L’inadvertance que nous venons de signaler dans l’exposé d’Ockam est d’ailleurs corrigée dans les Questions sur le livre des Physiques composées par le même auteur. La plus grande précision de ces Quæstiones sur ce point et sur plusieurs autres nous induit à penser qu’elles sont postérieures aux Summulæ.

Parmi les Questions sur le livre des Physiques, la soixante-dix-septième est ainsi libellée[1] : « Quand autour d’un corps en repos, le corps qui l’environne se meut continuellement, le lieu du premier corps demeure-t-il numériquement un ? » Voici la réponse :

« Quand, autour d’un corps en repos, le corps qui l’environne se meut continuellement, ce corps immobile est en un lieu sans cesse différent ; en effet, comme nous l’avons montré, c’est ce corps environnant qui est le lieu ; or ce corps environnant change sans cesse ; le lieu, lui aussi, change donc, sans cesse.

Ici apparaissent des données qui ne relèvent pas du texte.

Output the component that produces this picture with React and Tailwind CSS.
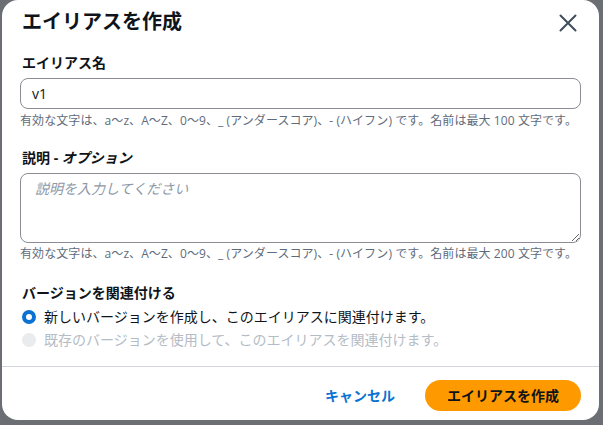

» Toutefois, pour me conformer à l’intention du Philosophe (pro intentione Philosophi), voici ce que je dis : Il est vrai, sans doute, que le lieu change numériquement sans cesse ; mais le lieu est unique par équivalence ; en effet, pour sauver le repos de ce corps et tout ce qui se dit du lieu et du corps logé, ces lieux distincts valent autant que s’ils étaient un lieu unique par équivalence. — Tantum valent ista lova, distincta esse unum secundum equivalentiam. »

Ockam met donc formellement au compte d’Aristote la notion scotiste du lieu équivalent.

C’est à l’aide de cette notion qu’il va répondre à la soixante-dix-huitième question[2] : « Le lieu est-il immobile ? »

« En cette question, dit-il, je pose deux conclusions :

» La première, c’est qu’au pied de la lettre (de virtute sermonis), on doit accorder la vérité de cette proposition : Le lieu est mobile. En effet, toute substance qui se rencontre parmi les créatures d’ici-bas, que ce soit une matière, une forme ou un composé de matière et de forme, est mobile d’une façon ou d’une autre ; quant à un accident, comme le sujet qu’il affecte est mobile, il est, lui aussi, mobile de mouvement propre ou par entraînement (per se vel per accidens). Je dis donc purement et simplement, et selon la vérité réelle, que le lieu est mobile.

  1. Questiones magistri Guglelmi de Okam super librum phisicorum ; quæst. LXXVII : Utrum sit idem locus numero corporis continue quiescentis quando corpus circumstans continue movetur circa illud. (Bibliothèque Nationale, fonds latin, nouv. acq., ms. no 1139, fol. 14, col. c).
  2. Guglelmi de Okam Op. laud., quæst. LXXVIII : Utrum locus sit immobilis. Ms cit., loc. cit.